## DATA SEGMENT
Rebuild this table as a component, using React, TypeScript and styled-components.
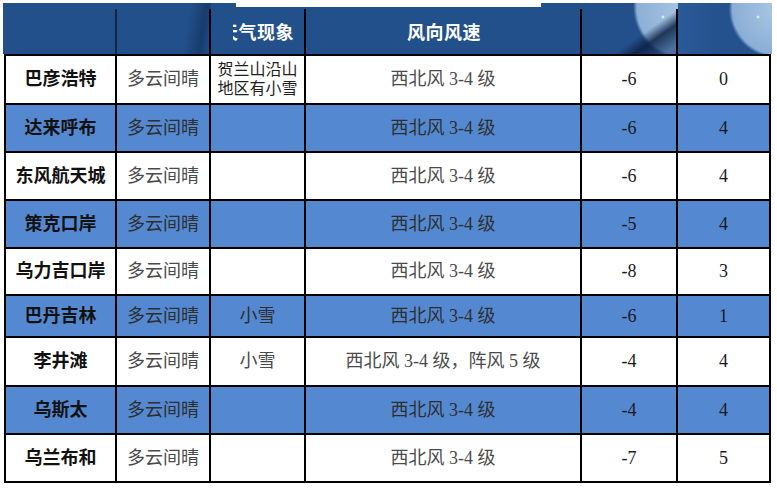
import React from "react";
import styled, { createGlobalStyle } from "styled-components";

const GlobalStyle = createGlobalStyle`
  html, body {
    margin: 0;
    padding: 0;
    background: #fff;
  }
  body {
    font-family: "Noto Sans CJK SC", "Noto Sans", sans-serif;
  }
  * {
    box-sizing: border-box;
  }
`;

const COLS = "111px 94px 95px 276px 96px 93px";

const Page = styled.div`
  position: relative;
  width: 777px;
  height: 490px;
  padding: 3px 0 0 3px;
  overflow: hidden;
  background: #fff;
`;

/* white notch cut into the top of the header */
const TopNotch = styled.div`
  position: absolute;
  left: 236px;
  top: 0;
  width: 305px;
  height: 7px;
  background: #fff;
`;

const HeaderBar = styled.div`
  display: grid;
  grid-template-columns: 114px 94px 95px 276px 96px 94px;
  width: 769px;
  height: 51px;
  background: #22508b;
`;

const HeaderCell = styled.div<{ $art?: "shade" | "globeA" | "globeB"; $line?: string; $align?: string }>`
  position: relative;
  display: flex;
  align-items: center;
  justify-content: ${(p) => p.$align || "center"};
  padding: 4px ${(p) => (p.$align ? "12px" : "0")} 0 0;
  color: #fff;
  font-weight: 700;
  font-size: 18px;
  letter-spacing: 0.5px;
  background: ${(p) =>
    p.$art === "shade"
      ? "linear-gradient(100deg, transparent 72%, rgba(14, 44, 86, 0.55) 88%, transparent 100%)"
      : p.$art === "globeA"
      ? `radial-gradient(circle 2px at 81px 14px, #ffffff 0%, rgba(255,255,255,0) 100%),
         linear-gradient(145deg, transparent 62%, rgba(12, 32, 66, 0.85) 74%, rgba(30, 70, 120, 0.6) 92%),
         radial-gradient(ellipse 62px 64px at 102px 4px, #a9c6e3 0%, #8cb0d6 76%, rgba(120,160,205,0) 82%),
         #234f8a`
      : p.$art === "globeB"
      ? `radial-gradient(circle 2px at 80px 14px, #ffffff 0%, rgba(255,255,255,0) 100%),
         radial-gradient(ellipse 60px 60px at 100px 6px, #abc8e4 0%, #8aaed5 76%, rgba(120,160,205,0) 82%),
         linear-gradient(90deg, #2a5a98 0%, #24528e 40%, #24528e 100%)`
      : "transparent"};

  &::after {
    content: "";
    position: absolute;
    right: 0;
    top: 6px;
    bottom: 0;
    width: 2px;
    background: ${(p) => p.$line || "transparent"};
  }
`;

const ClippedLabel = styled.span`
  display: inline-flex;
  justify-content: flex-end;
  width: 61px;
  overflow: hidden;
  white-space: nowrap;
`;

const Sheet = styled.div`
  margin-left: 1px;
  width: 767px;
  border-left: 2px solid #000;
  border-top: 2px solid #000;
`;

const Row = styled.div<{ $h: number; $blue: boolean }>`
  display: grid;
  grid-template-columns: ${COLS};
  height: ${(p) => p.$h}px;
  background: ${(p) => (p.$blue ? "#5489d2" : "#fff")};
  --soft: ${(p) => (p.$blue ? "#2e2e2e" : "#4a4a4a")};
`;

const Cell = styled.div<{ $kind: "name" | "text" | "note" | "num" }>`
  display: flex;
  align-items: center;
  justify-content: center;
  text-align: center;
  border-right: 2px solid #000;
  border-bottom: 2px solid #000;
  white-space: ${(p) => (p.$kind === "note" ? "pre-line" : "nowrap")};
  font-family: ${(p) =>
    p.$kind === "num"
      ? '"Liberation Serif", "Times New Roman", serif'
      : '"Liberation Serif", "Noto Sans CJK SC", serif'};
  font-size: ${(p) => (p.$kind === "note" ? "16px" : "18px")};
  line-height: ${(p) => (p.$kind === "note" ? "19px" : "20px")};
  font-weight: ${(p) => (p.$kind === "name" ? 700 : 400)};
  color: ${(p) =>
    p.$kind === "name" ? "#111" : p.$kind === "num" ? "#1a1a1a" : p.$kind === "note" ? "#1e1e1e" : "var(--soft)"};
  padding-bottom: 1px;
`;

type Rec = {
  name: string;
  sky: string;
  weather: string;
  wind: string;
  low: string;
  high: string;
  h: number;
};

const rows: Rec[] = [
  { name: "巴彦浩特", sky: "多云间晴", weather: "贺兰山沿山\n地区有小雪", wind: "西北风 3-4 级", low: "-6", high: "0", h: 49 },
  { name: "达来呼布", sky: "多云间晴", weather: "", wind: "西北风 3-4 级", low: "-6", high: "4", h: 48 },
  { name: "东风航天城", sky: "多云间晴", weather: "", wind: "西北风 3-4 级", low: "-6", high: "4", h: 48 },
  { name: "策克口岸", sky: "多云间晴", weather: "", wind: "西北风 3-4 级", low: "-5", high: "4", h: 48 },
  { name: "乌力吉口岸", sky: "多云间晴", weather: "", wind: "西北风 3-4 级", low: "-8", high: "3", h: 47 },
  { name: "巴丹吉林", sky: "多云间晴", weather: "小雪", wind: "西北风 3-4 级", low: "-6", high: "1", h: 42 },
  { name: "李井滩", sky: "多云间晴", weather: "小雪", wind: "西北风 3-4 级，阵风 5 级", low: "-4", high: "4", h: 49 },
  { name: "乌斯太", sky: "多云间晴", weather: "", wind: "西北风 3-4 级", low: "-4", high: "4", h: 48 },
  { name: "乌兰布和", sky: "多云间晴", weather: "", wind: "西北风 3-4 级", low: "-7", high: "5", h: 48 },
];

export default function App() {
  return (
    <Page>
      <GlobalStyle />
      <HeaderBar>
        <HeaderCell $line="#0f2748" />
        <HeaderCell $art="shade" $line="#000" />
        <HeaderCell $line="#000" $align="flex-end">
          <ClippedLabel>天气现象</ClippedLabel>
        </HeaderCell>
        <HeaderCell $line="#000">风向风速</HeaderCell>
        <HeaderCell $art="globeA" $line="#000" />
        <HeaderCell $art="globeB" />
      </HeaderBar>
      <TopNotch />
      <Sheet>
        {rows.map((r, i) => (
          <Row key={r.name} $h={r.h} $blue={i % 2 === 1}>
            <Cell $kind="name">{r.name}</Cell>
            <Cell $kind="text">{r.sky}</Cell>
            <Cell $kind={r.weather.includes("\n") ? "note" : "text"}>{r.weather}</Cell>
            <Cell $kind="text">{r.wind}</Cell>
            <Cell $kind="num">{r.low}</Cell>
            <Cell $kind="num">{r.high}</Cell>
          </Row>
        ))}
      </Sheet>
    </Page>
  );
}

## TASK STATEMENT
Exclude the pictures. Write out the remaining data exactly.

## OUTPUT OF THE TASK
Rebuild this table as a component, using React, TypeScript and styled-components.
import React from "react";
import styled, { createGlobalStyle } from "styled-components";

const GlobalStyle = createGlobalStyle`
  html, body {
    margin: 0;
    padding: 0;
    background: #fff;
  }
  body {
    font-family: "Noto Sans CJK SC", "Noto Sans", sans-serif;
  }
  * {
    box-sizing: border-box;
  }
`;

const COLS = "111px 94px 95px 276px 96px 93px";

const Page = styled.div`
  position: relative;
  width: 777px;
  height: 490px;
  padding: 3px 0 0 3px;
  overflow: hidden;
  background: #fff;
`;

/* white notch cut into the top of the header */
const TopNotch = styled.div`
  position: absolute;
  left: 236px;
  top: 0;
  width: 305px;
  height: 7px;
  background: #fff;
`;

const HeaderBar = styled.div`
  display: grid;
  grid-template-columns: 114px 94px 95px 276px 96px 94px;
  width: 769px;
  height: 51px;
  background: #22508b;
`;

const HeaderCell = styled.div<{ $art?: "shade" | "globeA" | "globeB"; $line?: string; $align?: string }>`
  position: relative;
  display: flex;
  align-items: center;
  justify-content: ${(p) => p.$align || "center"};
  padding: 4px ${(p) => (p.$align ? "12px" : "0")} 0 0;
  color: #fff;
  font-weight: 700;
  font-size: 18px;
  letter-spacing: 0.5px;
  background: ${(p) =>
    p.$art === "shade"
      ? "linear-gradient(100deg, transparent 72%, rgba(14, 44, 86, 0.55) 88%, transparent 100%)"
      : p.$art === "globeA"
      ? `radial-gradient(circle 2px at 81px 14px, #ffffff 0%, rgba(255,255,255,0) 100%),
         linear-gradient(145deg, transparent 62%, rgba(12, 32, 66, 0.85) 74%, rgba(30, 70, 120, 0.6) 92%),
         radial-gradient(ellipse 62px 64px at 102px 4px, #a9c6e3 0%, #8cb0d6 76%, rgba(120,160,205,0) 82%),
         #234f8a`
      : p.$art === "globeB"
      ? `radial-gradient(circle 2px at 80px 14px, #ffffff 0%, rgba(255,255,255,0) 100%),
         radial-gradient(ellipse 60px 60px at 100px 6px, #abc8e4 0%, #8aaed5 76%, rgba(120,160,205,0) 82%),
         linear-gradient(90deg, #2a5a98 0%, #24528e 40%, #24528e 100%)`
      : "transparent"};

  &::after {
    content: "";
    position: absolute;
    right: 0;
    top: 6px;
    bottom: 0;
    width: 2px;
    background: ${(p) => p.$line || "transparent"};
  }
`;

const ClippedLabel = styled.span`
  display: inline-flex;
  justify-content: flex-end;
  width: 61px;
  overflow: hidden;
  white-space: nowrap;
`;

const Sheet = styled.div`
  margin-left: 1px;
  width: 767px;
  border-left: 2px solid #000;
  border-top: 2px solid #000;
`;

const Row = styled.div<{ $h: number; $blue: boolean }>`
  display: grid;
  grid-template-columns: ${COLS};
  height: ${(p) => p.$h}px;
  background: ${(p) => (p.$blue ? "#5489d2" : "#fff")};
  --soft: ${(p) => (p.$blue ? "#2e2e2e" : "#4a4a4a")};
`;

const Cell = styled.div<{ $kind: "name" | "text" | "note" | "num" }>`
  display: flex;
  align-items: center;
  justify-content: center;
  text-align: center;
  border-right: 2px solid #000;
  border-bottom: 2px solid #000;
  white-space: ${(p) => (p.$kind === "note" ? "pre-line" : "nowrap")};
  font-family: ${(p) =>
    p.$kind === "num"
      ? '"Liberation Serif", "Times New Roman", serif'
      : '"Liberation Serif", "Noto Sans CJK SC", serif'};
  font-size: ${(p) => (p.$kind === "note" ? "16px" : "18px")};
  line-height: ${(p) => (p.$kind === "note" ? "19px" : "20px")};
  font-weight: ${(p) => (p.$kind === "name" ? 700 : 400)};
  color: ${(p) =>
    p.$kind === "name" ? "#111" : p.$kind === "num" ? "#1a1a1a" : p.$kind === "note" ? "#1e1e1e" : "var(--soft)"};
  padding-bottom: 1px;
`;

type Rec = {
  name: string;
  sky: string;
  weather: string;
  wind: string;
  low: string;
  high: string;
  h: number;
};

const rows: Rec[] = [
  { name: "巴彦浩特", sky: "多云间晴", weather: "贺兰山沿山\n地区有小雪", wind: "西北风 3-4 级", low: "-6", high: "0", h: 49 },
  { name: "达来呼布", sky: "多云间晴", weather: "", wind: "西北风 3-4 级", low: "-6", high: "4", h: 48 },
  { name: "东风航天城", sky: "多云间晴", weather: "", wind: "西北风 3-4 级", low: "-6", high: "4", h: 48 },
  { name: "策克口岸", sky: "多云间晴", weather: "", wind: "西北风 3-4 级", low: "-5", high: "4", h: 48 },
  { name: "乌力吉口岸", sky: "多云间晴", weather: "", wind: "西北风 3-4 级", low: "-8", high: "3", h: 47 },
  { name: "巴丹吉林", sky: "多云间晴", weather: "小雪", wind: "西北风 3-4 级", low: "-6", high: "1", h: 42 },
  { name: "李井滩", sky: "多云间晴", weather: "小雪", wind: "西北风 3-4 级，阵风 5 级", low: "-4", high: "4", h: 49 },
  { name: "乌斯太", sky: "多云间晴", weather: "", wind: "西北风 3-4 级", low: "-4", high: "4", h: 48 },
  { name: "乌兰布和", sky: "多云间晴", weather: "", wind: "西北风 3-4 级", low: "-7", high: "5", h: 48 },
];

export default function App() {
  return (
    <Page>
      <GlobalStyle />
      <HeaderBar>
        <HeaderCell $line="#0f2748" />
        <HeaderCell $art="shade" $line="#000" />
        <HeaderCell $line="#000" $align="flex-end">
          <ClippedLabel>天气现象</ClippedLabel>
        </HeaderCell>
        <HeaderCell $line="#000">风向风速</HeaderCell>
        <HeaderCell $art="globeA" $line="#000" />
        <HeaderCell $art="globeB" />
      </HeaderBar>
      <TopNotch />
      <Sheet>
        {rows.map((r, i) => (
          <Row key={r.name} $h={r.h} $blue={i % 2 === 1}>
            <Cell $kind="name">{r.name}</Cell>
            <Cell $kind="text">{r.sky}</Cell>
            <Cell $kind={r.weather.includes("\n") ? "note" : "text"}>{r.weather}</Cell>
            <Cell $kind="text">{r.wind}</Cell>
            <Cell $kind="num">{r.low}</Cell>
            <Cell $kind="num">{r.high}</Cell>
          </Row>
        ))}
      </Sheet>
    </Page>
  );
}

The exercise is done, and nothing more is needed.